* _Data shown_
····················

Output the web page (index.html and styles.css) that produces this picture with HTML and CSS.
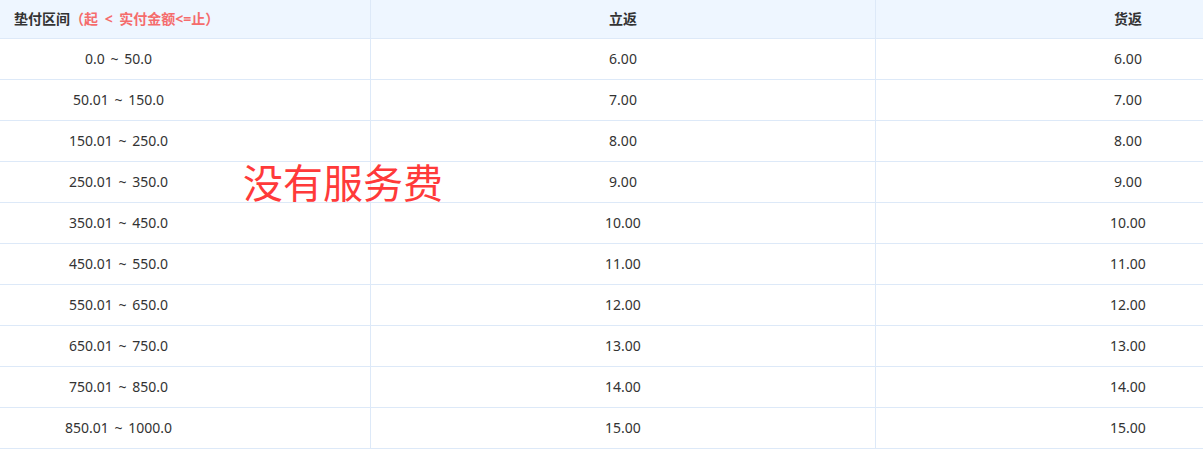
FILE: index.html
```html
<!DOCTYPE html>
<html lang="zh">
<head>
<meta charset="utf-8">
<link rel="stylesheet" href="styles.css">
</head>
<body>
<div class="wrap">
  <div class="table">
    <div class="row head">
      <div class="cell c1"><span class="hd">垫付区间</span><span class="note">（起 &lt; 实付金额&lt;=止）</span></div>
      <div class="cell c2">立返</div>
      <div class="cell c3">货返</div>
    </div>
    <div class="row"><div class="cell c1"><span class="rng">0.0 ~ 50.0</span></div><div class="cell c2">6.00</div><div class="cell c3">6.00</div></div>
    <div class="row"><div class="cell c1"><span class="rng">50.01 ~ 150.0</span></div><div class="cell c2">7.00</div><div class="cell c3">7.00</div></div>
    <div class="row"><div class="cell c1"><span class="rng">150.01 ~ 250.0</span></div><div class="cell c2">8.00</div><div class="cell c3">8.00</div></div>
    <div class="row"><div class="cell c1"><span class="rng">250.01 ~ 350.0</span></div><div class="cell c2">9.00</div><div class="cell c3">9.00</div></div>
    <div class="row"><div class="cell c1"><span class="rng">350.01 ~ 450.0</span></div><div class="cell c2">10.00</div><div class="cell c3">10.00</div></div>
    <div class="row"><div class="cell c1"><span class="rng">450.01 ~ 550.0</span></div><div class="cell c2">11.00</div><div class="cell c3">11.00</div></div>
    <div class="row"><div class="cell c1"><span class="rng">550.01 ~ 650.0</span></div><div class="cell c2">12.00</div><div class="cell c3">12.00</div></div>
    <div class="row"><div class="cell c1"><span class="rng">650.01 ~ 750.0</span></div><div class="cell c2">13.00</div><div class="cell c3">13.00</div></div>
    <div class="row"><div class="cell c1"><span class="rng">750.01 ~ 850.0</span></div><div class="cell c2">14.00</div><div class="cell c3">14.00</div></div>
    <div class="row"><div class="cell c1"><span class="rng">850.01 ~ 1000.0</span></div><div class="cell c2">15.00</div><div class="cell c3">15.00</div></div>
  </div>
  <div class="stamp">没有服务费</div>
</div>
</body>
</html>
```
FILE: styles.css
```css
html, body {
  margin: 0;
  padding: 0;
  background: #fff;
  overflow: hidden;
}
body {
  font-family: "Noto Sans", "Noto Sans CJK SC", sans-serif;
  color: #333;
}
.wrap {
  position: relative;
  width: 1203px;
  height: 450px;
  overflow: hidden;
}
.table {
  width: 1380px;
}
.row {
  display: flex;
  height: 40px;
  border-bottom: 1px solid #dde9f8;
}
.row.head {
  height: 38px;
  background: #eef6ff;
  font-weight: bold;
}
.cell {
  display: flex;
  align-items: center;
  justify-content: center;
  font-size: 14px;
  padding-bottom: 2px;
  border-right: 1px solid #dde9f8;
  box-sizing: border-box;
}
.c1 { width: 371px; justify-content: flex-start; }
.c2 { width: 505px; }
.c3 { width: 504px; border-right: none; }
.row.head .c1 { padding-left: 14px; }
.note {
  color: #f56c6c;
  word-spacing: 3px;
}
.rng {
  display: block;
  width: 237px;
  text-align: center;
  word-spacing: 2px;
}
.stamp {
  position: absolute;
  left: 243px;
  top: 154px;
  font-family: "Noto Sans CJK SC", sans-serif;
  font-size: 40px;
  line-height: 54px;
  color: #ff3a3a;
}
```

····················

* _What you need to do_
Work out how many lines of the data hold the string "index". Reply with that number alone.

* _Expected answer_
2